Still, Schmidt believes the new plans will be too expensive. The Agricultural Benefit Trust will move its customers to a plan that meets the ACA’s basic guidelines once the waiver runs out.
Schmidt estimates that rates will go from $100 to as much as $500 a month. Workers will no longer have low copays, he said. Rather the insurance plan will pick up costs after workers meet a $5,000 deductible.
But much remains in flux. For example, Schmidt’s group and others are lobbying for an extension to the waivers.
The high percentage of undocumented workers in agriculture doubles the problem, Schmidt said. He believes that growers and labor contractors will feel pressure to provide expensive health insurance to immigrants who don’t qualify for assistance under the ACA. That’s because the businesses don’t want to be exposed for hiring illegal workers if they seek assistance elsewhere.
Groot is most worried about small farmers – who may be classified as large employers because of the size of their seasonal workforce and the length of their growing season.
“It’s particularly hard for them because they don’t have the large HR and benefit departments that bigger growers do,” Groot said.

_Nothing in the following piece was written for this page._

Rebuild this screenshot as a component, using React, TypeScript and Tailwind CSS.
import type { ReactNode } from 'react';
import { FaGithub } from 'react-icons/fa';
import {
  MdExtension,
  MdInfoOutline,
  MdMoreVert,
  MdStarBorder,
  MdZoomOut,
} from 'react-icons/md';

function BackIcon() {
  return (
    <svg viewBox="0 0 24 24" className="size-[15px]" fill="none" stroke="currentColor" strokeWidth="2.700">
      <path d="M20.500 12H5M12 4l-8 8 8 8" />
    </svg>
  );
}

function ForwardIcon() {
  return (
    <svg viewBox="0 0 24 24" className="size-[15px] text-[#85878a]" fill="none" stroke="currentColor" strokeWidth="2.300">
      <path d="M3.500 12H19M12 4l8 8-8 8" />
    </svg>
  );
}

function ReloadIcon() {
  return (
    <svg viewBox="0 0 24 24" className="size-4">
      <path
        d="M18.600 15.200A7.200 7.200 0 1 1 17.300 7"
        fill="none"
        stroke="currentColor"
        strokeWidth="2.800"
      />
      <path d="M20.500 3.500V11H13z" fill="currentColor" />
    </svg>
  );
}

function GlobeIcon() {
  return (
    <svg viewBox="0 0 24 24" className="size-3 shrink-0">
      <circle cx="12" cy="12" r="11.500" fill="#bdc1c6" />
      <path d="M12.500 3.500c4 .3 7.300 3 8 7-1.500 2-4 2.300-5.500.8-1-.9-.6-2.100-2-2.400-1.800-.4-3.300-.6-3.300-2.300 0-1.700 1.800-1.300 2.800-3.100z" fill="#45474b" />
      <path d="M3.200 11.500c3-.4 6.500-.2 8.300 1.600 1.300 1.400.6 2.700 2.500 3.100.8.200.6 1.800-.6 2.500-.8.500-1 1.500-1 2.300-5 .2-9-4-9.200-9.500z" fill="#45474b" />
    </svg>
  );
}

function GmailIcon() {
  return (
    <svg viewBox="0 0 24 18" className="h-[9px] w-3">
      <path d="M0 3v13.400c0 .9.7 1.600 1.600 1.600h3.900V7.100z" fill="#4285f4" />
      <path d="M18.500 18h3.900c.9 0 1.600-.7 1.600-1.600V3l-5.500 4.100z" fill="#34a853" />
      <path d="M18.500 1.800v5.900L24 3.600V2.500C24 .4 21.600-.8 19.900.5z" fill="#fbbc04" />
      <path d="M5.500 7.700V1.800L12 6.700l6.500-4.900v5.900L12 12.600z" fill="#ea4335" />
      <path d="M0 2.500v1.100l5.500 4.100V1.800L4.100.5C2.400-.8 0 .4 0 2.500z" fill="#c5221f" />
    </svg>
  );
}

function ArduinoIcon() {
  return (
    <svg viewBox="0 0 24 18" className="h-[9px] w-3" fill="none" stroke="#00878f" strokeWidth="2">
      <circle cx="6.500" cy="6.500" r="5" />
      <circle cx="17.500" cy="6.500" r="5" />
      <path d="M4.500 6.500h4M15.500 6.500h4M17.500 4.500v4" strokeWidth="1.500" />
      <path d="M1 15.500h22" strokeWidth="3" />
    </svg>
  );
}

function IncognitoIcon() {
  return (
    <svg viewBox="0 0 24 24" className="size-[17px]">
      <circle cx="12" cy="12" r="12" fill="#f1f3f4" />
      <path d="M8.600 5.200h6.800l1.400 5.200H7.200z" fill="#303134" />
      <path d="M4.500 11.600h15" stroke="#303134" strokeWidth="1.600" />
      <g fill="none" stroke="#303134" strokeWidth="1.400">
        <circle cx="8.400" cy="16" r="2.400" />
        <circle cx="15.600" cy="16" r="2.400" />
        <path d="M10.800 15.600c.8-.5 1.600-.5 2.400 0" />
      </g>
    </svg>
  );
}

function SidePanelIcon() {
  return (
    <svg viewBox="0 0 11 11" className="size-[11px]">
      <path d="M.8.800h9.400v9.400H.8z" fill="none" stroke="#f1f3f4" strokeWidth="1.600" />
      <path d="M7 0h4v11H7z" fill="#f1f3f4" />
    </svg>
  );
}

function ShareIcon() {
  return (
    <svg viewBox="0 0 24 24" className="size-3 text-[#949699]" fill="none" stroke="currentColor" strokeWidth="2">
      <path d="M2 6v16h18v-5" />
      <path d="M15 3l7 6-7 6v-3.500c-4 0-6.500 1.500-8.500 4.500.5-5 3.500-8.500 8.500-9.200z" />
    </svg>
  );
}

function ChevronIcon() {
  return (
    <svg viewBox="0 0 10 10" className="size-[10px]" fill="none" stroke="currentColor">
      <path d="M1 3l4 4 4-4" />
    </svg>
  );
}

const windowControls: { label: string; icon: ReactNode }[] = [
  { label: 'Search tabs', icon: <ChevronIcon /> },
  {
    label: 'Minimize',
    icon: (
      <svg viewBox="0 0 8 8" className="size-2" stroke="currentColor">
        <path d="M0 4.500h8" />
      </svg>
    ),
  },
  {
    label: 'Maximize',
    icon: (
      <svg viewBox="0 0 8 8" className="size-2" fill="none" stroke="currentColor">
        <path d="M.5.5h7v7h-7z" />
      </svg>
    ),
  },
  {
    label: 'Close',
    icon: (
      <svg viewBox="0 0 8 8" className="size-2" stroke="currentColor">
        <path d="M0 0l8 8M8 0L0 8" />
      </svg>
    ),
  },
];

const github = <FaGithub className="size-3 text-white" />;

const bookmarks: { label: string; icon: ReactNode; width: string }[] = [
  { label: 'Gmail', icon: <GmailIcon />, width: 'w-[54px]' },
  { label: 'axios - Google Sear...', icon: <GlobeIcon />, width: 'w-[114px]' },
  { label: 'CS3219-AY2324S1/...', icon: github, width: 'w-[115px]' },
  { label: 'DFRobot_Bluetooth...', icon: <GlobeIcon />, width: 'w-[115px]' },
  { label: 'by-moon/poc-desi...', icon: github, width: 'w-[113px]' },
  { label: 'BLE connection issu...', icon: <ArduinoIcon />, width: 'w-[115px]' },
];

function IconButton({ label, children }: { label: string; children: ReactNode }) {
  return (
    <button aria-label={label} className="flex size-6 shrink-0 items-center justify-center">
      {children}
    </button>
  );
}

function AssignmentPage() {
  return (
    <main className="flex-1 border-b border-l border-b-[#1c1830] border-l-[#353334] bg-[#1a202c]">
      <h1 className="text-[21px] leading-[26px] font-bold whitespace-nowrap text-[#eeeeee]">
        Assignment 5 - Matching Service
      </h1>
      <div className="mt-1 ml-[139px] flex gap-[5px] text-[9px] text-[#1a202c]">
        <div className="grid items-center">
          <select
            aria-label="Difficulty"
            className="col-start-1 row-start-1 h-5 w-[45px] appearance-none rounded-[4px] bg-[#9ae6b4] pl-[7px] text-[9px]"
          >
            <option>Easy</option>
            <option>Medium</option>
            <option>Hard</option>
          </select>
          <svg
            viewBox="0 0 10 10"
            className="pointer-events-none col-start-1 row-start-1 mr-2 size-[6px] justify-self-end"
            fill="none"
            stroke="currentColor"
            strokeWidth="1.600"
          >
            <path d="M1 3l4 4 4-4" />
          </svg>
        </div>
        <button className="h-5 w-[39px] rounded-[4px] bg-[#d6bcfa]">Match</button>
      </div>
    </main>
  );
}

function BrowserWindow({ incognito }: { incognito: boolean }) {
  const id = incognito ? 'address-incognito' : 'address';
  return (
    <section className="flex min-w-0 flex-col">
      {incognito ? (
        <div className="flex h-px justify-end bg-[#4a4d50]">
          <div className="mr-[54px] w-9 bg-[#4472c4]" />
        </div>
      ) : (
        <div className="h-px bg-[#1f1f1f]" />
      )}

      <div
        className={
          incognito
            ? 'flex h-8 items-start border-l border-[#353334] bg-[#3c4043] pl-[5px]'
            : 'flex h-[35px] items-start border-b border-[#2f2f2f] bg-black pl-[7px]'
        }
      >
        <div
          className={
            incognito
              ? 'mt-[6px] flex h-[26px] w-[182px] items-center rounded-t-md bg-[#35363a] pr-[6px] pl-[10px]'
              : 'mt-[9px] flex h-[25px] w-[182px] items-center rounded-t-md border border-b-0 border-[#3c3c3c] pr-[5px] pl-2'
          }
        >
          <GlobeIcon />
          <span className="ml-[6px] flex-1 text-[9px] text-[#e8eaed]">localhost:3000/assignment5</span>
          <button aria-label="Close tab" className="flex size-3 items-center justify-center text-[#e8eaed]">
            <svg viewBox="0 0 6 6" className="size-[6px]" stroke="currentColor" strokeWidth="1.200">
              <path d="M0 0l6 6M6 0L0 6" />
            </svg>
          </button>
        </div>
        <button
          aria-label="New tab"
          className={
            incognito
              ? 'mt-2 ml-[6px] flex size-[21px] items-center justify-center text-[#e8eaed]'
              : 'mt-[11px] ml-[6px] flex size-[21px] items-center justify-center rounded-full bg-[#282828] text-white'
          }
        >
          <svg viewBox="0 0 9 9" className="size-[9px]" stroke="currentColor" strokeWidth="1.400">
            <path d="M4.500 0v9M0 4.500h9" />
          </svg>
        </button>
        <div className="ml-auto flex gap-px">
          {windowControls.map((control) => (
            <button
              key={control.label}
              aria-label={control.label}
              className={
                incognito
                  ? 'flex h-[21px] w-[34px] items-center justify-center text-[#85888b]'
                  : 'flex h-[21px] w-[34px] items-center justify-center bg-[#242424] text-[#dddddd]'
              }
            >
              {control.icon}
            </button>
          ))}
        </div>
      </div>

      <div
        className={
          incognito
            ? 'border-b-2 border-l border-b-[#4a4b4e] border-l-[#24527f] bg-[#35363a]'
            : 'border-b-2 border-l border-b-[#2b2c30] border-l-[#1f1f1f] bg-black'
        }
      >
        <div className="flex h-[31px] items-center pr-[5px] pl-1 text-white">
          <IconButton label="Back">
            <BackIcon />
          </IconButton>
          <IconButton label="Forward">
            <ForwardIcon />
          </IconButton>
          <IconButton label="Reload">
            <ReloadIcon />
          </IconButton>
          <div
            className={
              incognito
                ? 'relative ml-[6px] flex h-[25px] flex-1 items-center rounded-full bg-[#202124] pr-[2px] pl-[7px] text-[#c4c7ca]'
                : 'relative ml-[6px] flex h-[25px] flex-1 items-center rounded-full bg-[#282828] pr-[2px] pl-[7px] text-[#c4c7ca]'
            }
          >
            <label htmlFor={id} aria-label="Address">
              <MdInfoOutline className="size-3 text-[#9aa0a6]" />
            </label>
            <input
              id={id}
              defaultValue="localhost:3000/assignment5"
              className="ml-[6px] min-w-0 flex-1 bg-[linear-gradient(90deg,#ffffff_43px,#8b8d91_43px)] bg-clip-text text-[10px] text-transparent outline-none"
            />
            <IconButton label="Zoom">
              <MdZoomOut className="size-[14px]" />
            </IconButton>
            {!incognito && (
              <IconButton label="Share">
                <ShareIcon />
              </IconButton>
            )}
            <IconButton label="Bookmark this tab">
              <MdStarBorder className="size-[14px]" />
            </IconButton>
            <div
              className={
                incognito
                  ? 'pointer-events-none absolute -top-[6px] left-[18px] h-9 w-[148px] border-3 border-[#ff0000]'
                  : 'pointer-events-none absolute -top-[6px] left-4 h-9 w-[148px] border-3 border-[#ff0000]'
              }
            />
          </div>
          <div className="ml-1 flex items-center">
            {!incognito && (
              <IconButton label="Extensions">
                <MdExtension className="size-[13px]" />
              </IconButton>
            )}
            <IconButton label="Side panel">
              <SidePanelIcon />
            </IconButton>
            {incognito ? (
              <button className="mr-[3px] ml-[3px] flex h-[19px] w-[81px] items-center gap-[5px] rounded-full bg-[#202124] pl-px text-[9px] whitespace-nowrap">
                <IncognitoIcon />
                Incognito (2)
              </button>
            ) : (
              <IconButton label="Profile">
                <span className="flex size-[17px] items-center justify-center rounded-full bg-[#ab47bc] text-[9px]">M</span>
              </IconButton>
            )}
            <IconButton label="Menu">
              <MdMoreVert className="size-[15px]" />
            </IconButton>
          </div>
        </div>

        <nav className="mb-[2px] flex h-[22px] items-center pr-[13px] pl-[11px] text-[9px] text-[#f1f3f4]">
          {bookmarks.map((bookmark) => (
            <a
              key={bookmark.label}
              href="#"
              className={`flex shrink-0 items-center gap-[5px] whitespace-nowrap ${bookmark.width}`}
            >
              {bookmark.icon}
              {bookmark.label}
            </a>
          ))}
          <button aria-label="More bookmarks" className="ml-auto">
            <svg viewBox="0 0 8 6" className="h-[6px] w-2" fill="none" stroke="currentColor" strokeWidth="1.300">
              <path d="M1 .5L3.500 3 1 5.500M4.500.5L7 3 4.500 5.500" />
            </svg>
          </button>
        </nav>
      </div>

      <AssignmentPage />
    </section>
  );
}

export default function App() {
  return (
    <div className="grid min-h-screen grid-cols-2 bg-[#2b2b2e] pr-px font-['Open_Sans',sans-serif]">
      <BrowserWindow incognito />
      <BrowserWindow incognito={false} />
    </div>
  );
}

Under the Affordable Care Act, those that employ 50 or more workers – or the part time and seasonal employee equal to 50 employees – will have the choice to either provide health insurance or pay a fine starting in 2015.

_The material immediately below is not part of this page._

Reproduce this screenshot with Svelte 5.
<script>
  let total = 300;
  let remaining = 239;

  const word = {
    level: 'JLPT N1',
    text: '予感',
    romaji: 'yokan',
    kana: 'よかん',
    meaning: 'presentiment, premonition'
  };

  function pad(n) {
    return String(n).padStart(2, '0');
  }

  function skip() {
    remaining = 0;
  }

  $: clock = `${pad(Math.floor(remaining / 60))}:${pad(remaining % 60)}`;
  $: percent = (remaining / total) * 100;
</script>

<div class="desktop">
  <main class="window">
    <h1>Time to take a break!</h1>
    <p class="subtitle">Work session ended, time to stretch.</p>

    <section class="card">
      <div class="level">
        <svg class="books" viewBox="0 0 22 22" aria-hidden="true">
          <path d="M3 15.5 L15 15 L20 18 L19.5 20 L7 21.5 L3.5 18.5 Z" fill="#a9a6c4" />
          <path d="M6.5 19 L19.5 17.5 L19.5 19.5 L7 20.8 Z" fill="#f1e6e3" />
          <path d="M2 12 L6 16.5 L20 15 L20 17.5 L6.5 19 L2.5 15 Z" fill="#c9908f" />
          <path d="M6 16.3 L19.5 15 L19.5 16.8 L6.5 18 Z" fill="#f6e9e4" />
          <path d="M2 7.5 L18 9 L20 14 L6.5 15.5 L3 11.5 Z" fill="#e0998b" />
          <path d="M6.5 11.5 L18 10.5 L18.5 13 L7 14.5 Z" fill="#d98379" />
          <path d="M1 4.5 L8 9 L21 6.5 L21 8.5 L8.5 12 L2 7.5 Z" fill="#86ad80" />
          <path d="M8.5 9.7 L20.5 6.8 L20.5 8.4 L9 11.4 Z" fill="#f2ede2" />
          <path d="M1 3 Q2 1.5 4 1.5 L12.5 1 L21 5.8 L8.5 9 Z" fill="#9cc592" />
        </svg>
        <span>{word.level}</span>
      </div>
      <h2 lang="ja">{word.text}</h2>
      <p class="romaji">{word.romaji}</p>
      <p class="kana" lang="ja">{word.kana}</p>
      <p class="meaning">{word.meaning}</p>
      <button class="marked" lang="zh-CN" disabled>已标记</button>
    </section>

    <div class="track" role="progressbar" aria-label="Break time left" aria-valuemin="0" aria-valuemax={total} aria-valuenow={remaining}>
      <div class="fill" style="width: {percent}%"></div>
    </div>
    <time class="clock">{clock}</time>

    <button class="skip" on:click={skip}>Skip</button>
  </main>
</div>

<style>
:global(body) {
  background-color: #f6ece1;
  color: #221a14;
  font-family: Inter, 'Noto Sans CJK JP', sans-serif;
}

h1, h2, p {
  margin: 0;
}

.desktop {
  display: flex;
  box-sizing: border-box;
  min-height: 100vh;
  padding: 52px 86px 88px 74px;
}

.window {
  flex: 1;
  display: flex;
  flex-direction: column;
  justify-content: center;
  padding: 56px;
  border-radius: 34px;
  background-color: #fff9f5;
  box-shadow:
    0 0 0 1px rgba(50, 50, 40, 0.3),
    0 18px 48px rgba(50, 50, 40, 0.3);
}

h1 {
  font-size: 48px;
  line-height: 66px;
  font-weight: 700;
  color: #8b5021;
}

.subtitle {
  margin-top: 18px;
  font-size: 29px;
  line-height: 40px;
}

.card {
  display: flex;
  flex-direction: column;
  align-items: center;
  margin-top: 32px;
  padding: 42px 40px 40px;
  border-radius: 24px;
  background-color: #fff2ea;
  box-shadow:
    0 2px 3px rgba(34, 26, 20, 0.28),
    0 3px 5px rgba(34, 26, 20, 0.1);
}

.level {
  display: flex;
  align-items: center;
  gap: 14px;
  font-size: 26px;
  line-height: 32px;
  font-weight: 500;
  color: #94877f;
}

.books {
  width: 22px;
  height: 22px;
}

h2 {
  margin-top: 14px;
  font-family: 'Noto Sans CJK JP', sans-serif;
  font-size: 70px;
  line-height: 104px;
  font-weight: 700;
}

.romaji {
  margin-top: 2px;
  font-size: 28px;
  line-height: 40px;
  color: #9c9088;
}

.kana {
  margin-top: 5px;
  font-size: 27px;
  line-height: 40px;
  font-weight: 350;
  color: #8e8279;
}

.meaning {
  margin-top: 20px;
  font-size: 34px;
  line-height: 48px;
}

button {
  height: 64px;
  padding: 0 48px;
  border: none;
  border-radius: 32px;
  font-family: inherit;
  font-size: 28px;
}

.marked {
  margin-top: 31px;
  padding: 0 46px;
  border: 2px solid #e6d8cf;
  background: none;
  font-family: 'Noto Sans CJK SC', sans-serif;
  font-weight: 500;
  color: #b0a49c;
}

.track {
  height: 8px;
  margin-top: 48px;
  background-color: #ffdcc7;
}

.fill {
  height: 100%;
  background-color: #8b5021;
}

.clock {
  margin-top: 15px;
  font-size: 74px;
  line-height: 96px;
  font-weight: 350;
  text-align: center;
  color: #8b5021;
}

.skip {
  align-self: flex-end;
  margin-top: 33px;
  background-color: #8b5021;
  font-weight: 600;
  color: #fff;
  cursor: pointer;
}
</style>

Seasonal employees who work more than 120 hours are counted as full-time, regular workers. That’s particularly important in agricultural, where some regions’ growing season, including the Salinas Valley, last longer than four months.
If a labor contractor finds the workers and brings them to a farm, the contractor is responsible for providing insurance or paying the fine. It’s a move that contractors estimate could add $1 an hour to labor costs, Groot said.
Groot has promoted meeting on the ACA to get the word out to operators of smaller farms, including the recent meetings with Monning and officials from Covered California.
Monning told the audience at one of the meetings that the new rules would be “transformative” to health care.
“As small business employers, the workplace also becomes the site for the promotion of health and wellness” because of expanded insurance, Monning said. Workers will miss fewer days to illness and generally be better cared for.
Still, it’s the process of getting to transformation that worries many, because there are many unanswered questions, Groot said.
“We are just trying to let people know what we know as soon as soon as we know it,” Groot said.